= Available data =
┌──

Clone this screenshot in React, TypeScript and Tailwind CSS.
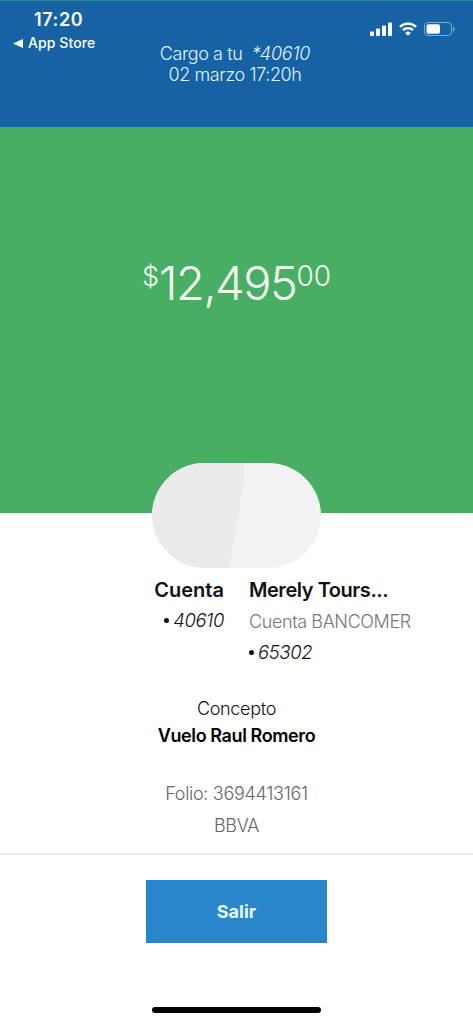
function SignalIcon() {
  return (
    <svg className="w-[22px] h-[14px]" viewBox="0 0 22 14" fill="currentColor">
      <rect x="0" y="9.500" width="4" height="4.500" rx="1" />
      <rect x="6" y="6.500" width="4" height="7.500" rx="1" />
      <rect x="12" y="3.500" width="4" height="10.500" rx="1" />
      <rect x="18" y="0.500" width="4" height="13.500" rx="1" />
    </svg>
  )
}

function WifiIcon() {
  return (
    <svg className="w-[18px] h-[14px]" viewBox="0 0 18 14" fill="none" stroke="currentColor" strokeWidth="2.4">
      <path d="M0.9 4.9a11.6 11.6 0 0 1 16.2 0" />
      <path d="M3.9 8.2a7.3 7.3 0 0 1 10.2 0" />
      <path d="M9 13.8 6.1 10.9a4.2 4.2 0 0 1 5.8 0z" fill="currentColor" stroke="none" />
    </svg>
  )
}

function BatteryIcon() {
  return (
    <svg className="w-[31px] h-[14px]" viewBox="0 0 31 14" fill="none">
      <rect x="0.5" y="0.5" width="27" height="13" rx="3.5" stroke="#fff" strokeOpacity="0.45" />
      <rect x="2.5" y="2.2" width="13.5" height="9.6" rx="1.8" fill="#fff" />
      <path d="M29 4.8v4.6c1-.4 1.6-1.3 1.6-2.3S30 5.200 29 4.800z" fill="#fff" fillOpacity="0.5" />
    </svg>
  )
}

function Account({ digits }: { digits: string }) {
  return (
    <p className="flex items-center gap-[4px] text-[18.500px] leading-[22px] font-light text-[#111]">
      <span className="size-[5px] rounded-full bg-[#111]" />
      <span className="italic tracking-[-0.4px]">{digits}</span>
    </p>
  )
}

export default function App() {
  return (
    <div className="w-full h-[1024px] flex flex-col bg-white overflow-hidden whitespace-nowrap font-['Inter',sans-serif]">
      <header className="h-[127px] shrink-0 grid grid-cols-[118px_1fr_121px] bg-[#1662a4] border-t border-[#2f8592] text-white">
        <div className="pt-[8px] pl-[13px]">
          <p className="pl-[21px] text-[18px] leading-[22px] font-semibold tracking-[0.6px]">17:20</p>
          <p className="mt-[2px] flex items-center gap-[5px] text-[14px] leading-5 font-medium">
            <svg className="w-[10px] h-[9px]" viewBox="0 0 10 9" fill="currentColor">
              <path d="M0 4.500 10 0v9z" />
            </svg>
            <span className="tracking-[0.1px]">App Store</span>
          </p>
        </div>
        <div className="pt-[42px] text-center text-[18px] leading-[21px] font-light text-[#e2f4ff]">
          <p className="tracking-[-0.4px]">
            Cargo a tu&nbsp; <span className="italic tracking-[-0.2px]">*40610</span>
          </p>
          <p className="tracking-[-0.4px]">02 marzo 17:20h</p>
        </div>
        <div className="flex gap-[7px] pt-[21px] pl-[18px]">
          <SignalIcon />
          <WifiIcon />
          <BatteryIcon />
        </div>
      </header>

      <section className="h-[386px] shrink-0 bg-[#48ae64] text-[#f4fff0]">
        <div className="pt-[131px] flex justify-center items-start font-light">
          <span className="text-[27px] leading-[37px]">$</span>
          <span className="text-[47px] leading-[50px] tracking-[-1.500px]">12,495</span>
          <span className="text-[28px] leading-[37px]">00</span>
        </div>
      </section>

      <main className="flex flex-col items-center">
        <div className="relative -mt-[50px] w-[169px] h-[105px] rounded-full overflow-hidden">
          <svg className="size-full" viewBox="0 0 169 105">
            <rect width="169" height="105" fill="#f2f2f2" />
            <path d="M0 0h93Q91 30 85 60 80 82 77.500 105H0z" fill="#ebebeb" />
          </svg>
        </div>

        <div className="w-full mt-[10px] grid grid-cols-[224px_1fr] gap-x-[25px]">
          <div className="flex flex-col items-end">
            <h2 className="text-[20px] leading-6 font-semibold text-[#111]">Cuenta</h2>
            <div className="mt-[7px]">
              <Account digits="40610" />
            </div>
          </div>
          <div>
            <h2 className="text-[20px] leading-6 font-semibold text-[#111] tracking-[-0.450px]">Merely Tours...</h2>
            <p className="mt-[9px] text-[18px] leading-[22px] font-light text-[#777] tracking-[-0.4px]">Cuenta BANCOMER</p>
            <div className="mt-[8px]">
              <Account digits="65302" />
            </div>
          </div>
        </div>

        <div className="mt-[33px] text-center text-[18px]">
          <p className="leading-[26px] font-light text-[#111] tracking-[-0.3px]">Concepto</p>
          <p className="leading-[27px] font-semibold text-black tracking-[-0.4px]">Vuelo Raul Romero</p>
        </div>
        <div className="mt-[29px] text-center text-[18px] leading-8 font-light text-[#666] tracking-[-0.3px]">
          <p>Folio: 3694413161</p>
          <p>BBVA</p>
        </div>
      </main>

      <footer className="mt-[11px] flex flex-col items-center border-t-2 border-[#ebebeb]">
        <button className="mt-[25px] w-[181px] h-[63px] bg-[#2a86ca] text-[#e8fbff] text-[18px] font-bold">Salir</button>
        <div className="mt-[64px] w-[169px] h-[6px] rounded-full bg-black" />
      </footer>
    </div>
  )
}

└──

= Instructions for the task =
Every line of the data should be copied as it stands, without the images.

= Solution =
Clone this screenshot in React, TypeScript and Tailwind CSS.
function SignalIcon() {
  return (
    <svg className="w-[22px] h-[14px]" viewBox="0 0 22 14" fill="currentColor">
      <rect x="0" y="9.500" width="4" height="4.500" rx="1" />
      <rect x="6" y="6.500" width="4" height="7.500" rx="1" />
      <rect x="12" y="3.500" width="4" height="10.500" rx="1" />
      <rect x="18" y="0.500" width="4" height="13.500" rx="1" />
    </svg>
  )
}

function WifiIcon() {
  return (
    <svg className="w-[18px] h-[14px]" viewBox="0 0 18 14" fill="none" stroke="currentColor" strokeWidth="2.4">
      <path d="M0.9 4.9a11.6 11.6 0 0 1 16.2 0" />
      <path d="M3.9 8.2a7.3 7.3 0 0 1 10.2 0" />
      <path d="M9 13.8 6.1 10.9a4.2 4.2 0 0 1 5.8 0z" fill="currentColor" stroke="none" />
    </svg>
  )
}

function BatteryIcon() {
  return (
    <svg className="w-[31px] h-[14px]" viewBox="0 0 31 14" fill="none">
      <rect x="0.5" y="0.5" width="27" height="13" rx="3.5" stroke="#fff" strokeOpacity="0.45" />
      <rect x="2.5" y="2.2" width="13.5" height="9.6" rx="1.8" fill="#fff" />
      <path d="M29 4.8v4.6c1-.4 1.6-1.3 1.6-2.3S30 5.200 29 4.800z" fill="#fff" fillOpacity="0.5" />
    </svg>
  )
}

function Account({ digits }: { digits: string }) {
  return (
    <p className="flex items-center gap-[4px] text-[18.500px] leading-[22px] font-light text-[#111]">
      <span className="size-[5px] rounded-full bg-[#111]" />
      <span className="italic tracking-[-0.4px]">{digits}</span>
    </p>
  )
}

export default function App() {
  return (
    <div className="w-full h-[1024px] flex flex-col bg-white overflow-hidden whitespace-nowrap font-['Inter',sans-serif]">
      <header className="h-[127px] shrink-0 grid grid-cols-[118px_1fr_121px] bg-[#1662a4] border-t border-[#2f8592] text-white">
        <div className="pt-[8px] pl-[13px]">
          <p className="pl-[21px] text-[18px] leading-[22px] font-semibold tracking-[0.6px]">17:20</p>
          <p className="mt-[2px] flex items-center gap-[5px] text-[14px] leading-5 font-medium">
            <svg className="w-[10px] h-[9px]" viewBox="0 0 10 9" fill="currentColor">
              <path d="M0 4.500 10 0v9z" />
            </svg>
            <span className="tracking-[0.1px]">App Store</span>
          </p>
        </div>
        <div className="pt-[42px] text-center text-[18px] leading-[21px] font-light text-[#e2f4ff]">
          <p className="tracking-[-0.4px]">
            Cargo a tu&nbsp; <span className="italic tracking-[-0.2px]">*40610</span>
          </p>
          <p className="tracking-[-0.4px]">02 marzo 17:20h</p>
        </div>
        <div className="flex gap-[7px] pt-[21px] pl-[18px]">
          <SignalIcon />
          <WifiIcon />
          <BatteryIcon />
        </div>
      </header>

      <section className="h-[386px] shrink-0 bg-[#48ae64] text-[#f4fff0]">
        <div className="pt-[131px] flex justify-center items-start font-light">
          <span className="text-[27px] leading-[37px]">$</span>
          <span className="text-[47px] leading-[50px] tracking-[-1.500px]">12,495</span>
          <span className="text-[28px] leading-[37px]">00</span>
        </div>
      </section>

      <main className="flex flex-col items-center">
        <div className="relative -mt-[50px] w-[169px] h-[105px] rounded-full overflow-hidden">
          <svg className="size-full" viewBox="0 0 169 105">
            <rect width="169" height="105" fill="#f2f2f2" />
            <path d="M0 0h93Q91 30 85 60 80 82 77.500 105H0z" fill="#ebebeb" />
          </svg>
        </div>

        <div className="w-full mt-[10px] grid grid-cols-[224px_1fr] gap-x-[25px]">
          <div className="flex flex-col items-end">
            <h2 className="text-[20px] leading-6 font-semibold text-[#111]">Cuenta</h2>
            <div className="mt-[7px]">
              <Account digits="40610" />
            </div>
          </div>
          <div>
            <h2 className="text-[20px] leading-6 font-semibold text-[#111] tracking-[-0.450px]">Merely Tours...</h2>
            <p className="mt-[9px] text-[18px] leading-[22px] font-light text-[#777] tracking-[-0.4px]">Cuenta BANCOMER</p>
            <div className="mt-[8px]">
              <Account digits="65302" />
            </div>
          </div>
        </div>

        <div className="mt-[33px] text-center text-[18px]">
          <p className="leading-[26px] font-light text-[#111] tracking-[-0.3px]">Concepto</p>
          <p className="leading-[27px] font-semibold text-black tracking-[-0.4px]">Vuelo Raul Romero</p>
        </div>
        <div className="mt-[29px] text-center text-[18px] leading-8 font-light text-[#666] tracking-[-0.3px]">
          <p>Folio: 3694413161</p>
          <p>BBVA</p>
        </div>
      </main>

      <footer className="mt-[11px] flex flex-col items-center border-t-2 border-[#ebebeb]">
        <button className="mt-[25px] w-[181px] h-[63px] bg-[#2a86ca] text-[#e8fbff] text-[18px] font-bold">Salir</button>
        <div className="mt-[64px] w-[169px] h-[6px] rounded-full bg-black" />
      </footer>
    </div>
  )
}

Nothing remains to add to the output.